■ SET TASK
Below are the records; give again exactly the lines from the one containing "Write the React, TypeScript" through the one containing "import React from", leaving out pictures.

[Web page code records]
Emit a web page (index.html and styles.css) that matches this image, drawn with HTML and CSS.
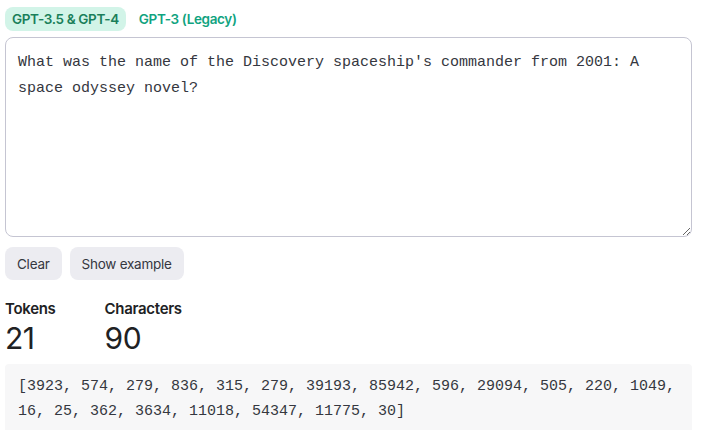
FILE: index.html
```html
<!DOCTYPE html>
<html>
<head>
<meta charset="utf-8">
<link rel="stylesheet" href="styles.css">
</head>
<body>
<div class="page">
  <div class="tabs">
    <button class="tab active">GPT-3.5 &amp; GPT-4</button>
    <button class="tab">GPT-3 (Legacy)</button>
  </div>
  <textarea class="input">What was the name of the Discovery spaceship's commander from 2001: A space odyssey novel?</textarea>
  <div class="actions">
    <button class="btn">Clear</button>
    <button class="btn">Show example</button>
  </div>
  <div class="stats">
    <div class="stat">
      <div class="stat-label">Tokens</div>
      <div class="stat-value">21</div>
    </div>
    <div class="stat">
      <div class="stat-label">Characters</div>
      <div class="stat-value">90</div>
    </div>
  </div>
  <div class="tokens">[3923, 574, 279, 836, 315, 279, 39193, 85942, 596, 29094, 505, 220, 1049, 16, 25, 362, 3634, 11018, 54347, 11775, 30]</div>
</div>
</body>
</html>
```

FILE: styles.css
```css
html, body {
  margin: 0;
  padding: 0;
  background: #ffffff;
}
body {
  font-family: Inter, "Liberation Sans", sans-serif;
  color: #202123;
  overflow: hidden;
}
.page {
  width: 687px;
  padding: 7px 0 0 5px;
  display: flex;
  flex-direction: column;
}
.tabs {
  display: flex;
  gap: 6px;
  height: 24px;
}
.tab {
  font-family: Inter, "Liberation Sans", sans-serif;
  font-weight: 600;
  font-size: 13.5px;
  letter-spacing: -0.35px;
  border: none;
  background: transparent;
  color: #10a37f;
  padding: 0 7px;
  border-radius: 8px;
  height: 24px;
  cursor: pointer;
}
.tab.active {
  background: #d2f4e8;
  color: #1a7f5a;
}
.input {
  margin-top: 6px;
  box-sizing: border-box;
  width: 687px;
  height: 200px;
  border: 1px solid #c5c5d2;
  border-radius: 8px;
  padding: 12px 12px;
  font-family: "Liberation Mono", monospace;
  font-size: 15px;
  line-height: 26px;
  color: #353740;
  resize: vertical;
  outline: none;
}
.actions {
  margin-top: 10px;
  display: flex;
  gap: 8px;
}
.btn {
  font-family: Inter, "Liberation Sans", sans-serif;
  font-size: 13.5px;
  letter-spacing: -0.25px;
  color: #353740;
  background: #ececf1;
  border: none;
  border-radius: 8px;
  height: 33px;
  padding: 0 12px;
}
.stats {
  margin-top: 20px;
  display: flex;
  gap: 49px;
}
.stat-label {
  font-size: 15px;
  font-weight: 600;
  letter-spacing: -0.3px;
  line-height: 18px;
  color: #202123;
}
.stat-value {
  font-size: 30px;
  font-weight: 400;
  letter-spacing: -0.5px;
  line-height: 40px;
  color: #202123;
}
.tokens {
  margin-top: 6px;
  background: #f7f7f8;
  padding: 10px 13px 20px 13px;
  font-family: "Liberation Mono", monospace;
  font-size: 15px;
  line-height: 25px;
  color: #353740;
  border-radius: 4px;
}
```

---

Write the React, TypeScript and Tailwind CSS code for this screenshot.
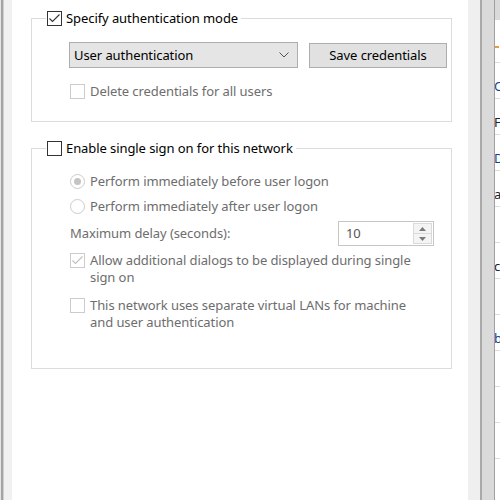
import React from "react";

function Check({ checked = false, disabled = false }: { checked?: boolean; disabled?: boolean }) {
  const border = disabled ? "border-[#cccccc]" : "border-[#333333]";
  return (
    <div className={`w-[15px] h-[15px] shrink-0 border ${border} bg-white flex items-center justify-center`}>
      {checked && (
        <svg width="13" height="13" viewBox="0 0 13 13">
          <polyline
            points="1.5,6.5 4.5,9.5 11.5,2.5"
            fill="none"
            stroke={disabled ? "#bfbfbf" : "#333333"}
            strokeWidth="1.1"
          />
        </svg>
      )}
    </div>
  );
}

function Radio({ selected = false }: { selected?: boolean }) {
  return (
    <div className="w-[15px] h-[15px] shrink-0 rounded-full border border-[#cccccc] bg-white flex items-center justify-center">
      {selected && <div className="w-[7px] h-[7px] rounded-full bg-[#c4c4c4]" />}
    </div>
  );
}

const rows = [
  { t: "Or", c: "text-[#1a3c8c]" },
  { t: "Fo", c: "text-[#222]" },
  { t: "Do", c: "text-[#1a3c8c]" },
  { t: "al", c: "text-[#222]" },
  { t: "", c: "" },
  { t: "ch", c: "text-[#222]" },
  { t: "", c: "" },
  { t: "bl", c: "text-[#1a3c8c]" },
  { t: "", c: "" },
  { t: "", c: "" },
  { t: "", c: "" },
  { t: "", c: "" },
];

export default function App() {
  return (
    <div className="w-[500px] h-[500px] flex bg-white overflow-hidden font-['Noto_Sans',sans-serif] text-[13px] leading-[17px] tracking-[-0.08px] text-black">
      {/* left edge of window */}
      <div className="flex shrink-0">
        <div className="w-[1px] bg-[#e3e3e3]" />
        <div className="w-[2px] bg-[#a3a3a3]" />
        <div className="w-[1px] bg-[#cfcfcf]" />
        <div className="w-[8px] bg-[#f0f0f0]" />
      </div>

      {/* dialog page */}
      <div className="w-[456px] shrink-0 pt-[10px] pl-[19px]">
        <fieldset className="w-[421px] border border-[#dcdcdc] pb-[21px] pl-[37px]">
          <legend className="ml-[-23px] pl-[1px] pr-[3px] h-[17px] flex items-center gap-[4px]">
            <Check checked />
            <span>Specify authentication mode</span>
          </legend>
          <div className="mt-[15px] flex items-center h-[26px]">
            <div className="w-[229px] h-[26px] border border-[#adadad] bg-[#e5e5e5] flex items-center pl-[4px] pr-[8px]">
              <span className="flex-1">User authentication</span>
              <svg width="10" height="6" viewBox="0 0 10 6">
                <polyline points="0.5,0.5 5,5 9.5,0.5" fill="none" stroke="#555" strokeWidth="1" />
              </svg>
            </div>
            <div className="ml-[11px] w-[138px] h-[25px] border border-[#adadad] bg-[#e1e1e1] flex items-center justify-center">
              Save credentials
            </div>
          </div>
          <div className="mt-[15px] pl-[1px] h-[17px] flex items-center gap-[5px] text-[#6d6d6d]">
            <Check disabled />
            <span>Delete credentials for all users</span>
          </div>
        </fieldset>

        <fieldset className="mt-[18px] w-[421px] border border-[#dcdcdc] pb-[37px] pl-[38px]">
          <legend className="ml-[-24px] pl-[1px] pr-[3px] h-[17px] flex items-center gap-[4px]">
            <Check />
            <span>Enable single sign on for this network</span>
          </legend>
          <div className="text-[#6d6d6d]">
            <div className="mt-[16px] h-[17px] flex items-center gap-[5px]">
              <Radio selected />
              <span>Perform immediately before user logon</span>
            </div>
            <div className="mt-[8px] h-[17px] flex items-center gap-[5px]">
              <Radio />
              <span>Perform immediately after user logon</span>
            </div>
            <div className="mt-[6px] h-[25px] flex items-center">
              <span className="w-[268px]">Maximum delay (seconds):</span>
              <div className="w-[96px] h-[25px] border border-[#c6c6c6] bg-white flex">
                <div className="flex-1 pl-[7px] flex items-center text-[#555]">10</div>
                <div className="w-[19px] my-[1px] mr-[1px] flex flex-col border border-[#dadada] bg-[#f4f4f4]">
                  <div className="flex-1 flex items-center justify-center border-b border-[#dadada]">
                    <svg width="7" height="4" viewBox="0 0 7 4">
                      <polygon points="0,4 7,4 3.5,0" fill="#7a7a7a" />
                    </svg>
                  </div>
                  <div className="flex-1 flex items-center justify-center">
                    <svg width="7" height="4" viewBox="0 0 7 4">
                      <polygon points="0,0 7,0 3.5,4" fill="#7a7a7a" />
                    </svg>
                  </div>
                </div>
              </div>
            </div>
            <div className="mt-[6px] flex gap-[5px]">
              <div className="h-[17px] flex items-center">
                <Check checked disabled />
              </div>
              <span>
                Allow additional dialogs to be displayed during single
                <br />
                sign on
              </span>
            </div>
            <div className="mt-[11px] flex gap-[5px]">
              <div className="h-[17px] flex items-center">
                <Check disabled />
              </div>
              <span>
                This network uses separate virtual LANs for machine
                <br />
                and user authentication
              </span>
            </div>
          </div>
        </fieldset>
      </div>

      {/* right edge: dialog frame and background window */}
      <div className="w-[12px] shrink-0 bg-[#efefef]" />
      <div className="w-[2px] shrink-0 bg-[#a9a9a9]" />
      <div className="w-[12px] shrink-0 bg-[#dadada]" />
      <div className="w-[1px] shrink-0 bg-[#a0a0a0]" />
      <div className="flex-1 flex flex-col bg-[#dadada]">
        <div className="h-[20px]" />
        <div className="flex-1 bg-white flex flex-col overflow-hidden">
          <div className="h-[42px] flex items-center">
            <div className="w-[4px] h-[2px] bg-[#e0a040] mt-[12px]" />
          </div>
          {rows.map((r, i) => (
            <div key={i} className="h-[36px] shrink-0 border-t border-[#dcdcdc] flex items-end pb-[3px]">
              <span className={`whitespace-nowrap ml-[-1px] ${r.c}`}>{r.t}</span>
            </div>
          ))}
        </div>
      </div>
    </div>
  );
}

--

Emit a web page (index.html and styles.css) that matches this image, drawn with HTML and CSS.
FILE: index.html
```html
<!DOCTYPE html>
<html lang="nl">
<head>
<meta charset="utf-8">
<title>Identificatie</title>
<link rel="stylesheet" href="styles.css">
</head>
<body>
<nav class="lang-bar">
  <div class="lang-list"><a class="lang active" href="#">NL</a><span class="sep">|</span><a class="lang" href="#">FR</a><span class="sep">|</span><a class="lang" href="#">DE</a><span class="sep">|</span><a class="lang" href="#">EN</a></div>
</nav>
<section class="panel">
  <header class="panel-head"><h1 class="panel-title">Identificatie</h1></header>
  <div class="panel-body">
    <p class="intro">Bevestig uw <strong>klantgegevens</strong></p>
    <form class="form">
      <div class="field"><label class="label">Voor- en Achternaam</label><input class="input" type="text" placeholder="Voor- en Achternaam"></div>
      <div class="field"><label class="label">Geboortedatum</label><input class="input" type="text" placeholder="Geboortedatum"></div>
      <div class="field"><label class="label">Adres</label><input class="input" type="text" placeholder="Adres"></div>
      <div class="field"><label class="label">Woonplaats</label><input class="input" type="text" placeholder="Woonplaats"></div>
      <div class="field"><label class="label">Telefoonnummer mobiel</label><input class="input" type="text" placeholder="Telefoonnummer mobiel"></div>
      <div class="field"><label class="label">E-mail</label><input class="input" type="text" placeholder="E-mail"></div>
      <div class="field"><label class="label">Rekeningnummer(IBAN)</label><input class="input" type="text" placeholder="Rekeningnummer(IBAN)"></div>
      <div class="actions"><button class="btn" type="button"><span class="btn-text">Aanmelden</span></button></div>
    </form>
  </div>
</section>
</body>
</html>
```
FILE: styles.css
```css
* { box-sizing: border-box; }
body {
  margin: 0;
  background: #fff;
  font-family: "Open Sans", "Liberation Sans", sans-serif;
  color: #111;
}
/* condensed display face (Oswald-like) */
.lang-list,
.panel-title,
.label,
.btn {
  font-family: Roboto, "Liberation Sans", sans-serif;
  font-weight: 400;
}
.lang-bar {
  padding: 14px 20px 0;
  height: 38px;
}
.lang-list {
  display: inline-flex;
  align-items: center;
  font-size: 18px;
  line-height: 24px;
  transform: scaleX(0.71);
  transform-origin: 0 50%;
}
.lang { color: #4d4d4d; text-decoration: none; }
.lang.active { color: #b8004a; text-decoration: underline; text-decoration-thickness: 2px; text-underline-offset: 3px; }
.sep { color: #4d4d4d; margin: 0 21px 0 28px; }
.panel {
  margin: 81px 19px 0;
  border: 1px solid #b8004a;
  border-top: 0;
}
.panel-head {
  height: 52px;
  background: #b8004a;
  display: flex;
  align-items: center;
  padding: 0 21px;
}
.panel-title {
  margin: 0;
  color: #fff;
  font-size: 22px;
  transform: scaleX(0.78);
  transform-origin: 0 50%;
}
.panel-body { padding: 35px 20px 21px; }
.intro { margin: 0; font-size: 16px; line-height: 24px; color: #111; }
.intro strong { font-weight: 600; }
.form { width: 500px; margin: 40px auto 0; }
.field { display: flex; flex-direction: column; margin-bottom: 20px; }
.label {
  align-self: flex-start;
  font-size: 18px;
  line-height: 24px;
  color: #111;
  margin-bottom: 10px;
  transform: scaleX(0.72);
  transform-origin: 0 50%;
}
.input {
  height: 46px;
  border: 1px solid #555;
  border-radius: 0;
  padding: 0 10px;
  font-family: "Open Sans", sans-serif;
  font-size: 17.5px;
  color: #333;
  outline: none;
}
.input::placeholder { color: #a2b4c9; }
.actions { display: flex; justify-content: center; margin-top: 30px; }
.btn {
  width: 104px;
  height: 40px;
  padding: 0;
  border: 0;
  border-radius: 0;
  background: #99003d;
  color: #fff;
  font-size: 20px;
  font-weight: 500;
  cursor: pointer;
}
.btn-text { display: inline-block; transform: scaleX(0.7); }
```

■ WRITTEN RESPONSE
Write the React, TypeScript and Tailwind CSS code for this screenshot.
import React from "react";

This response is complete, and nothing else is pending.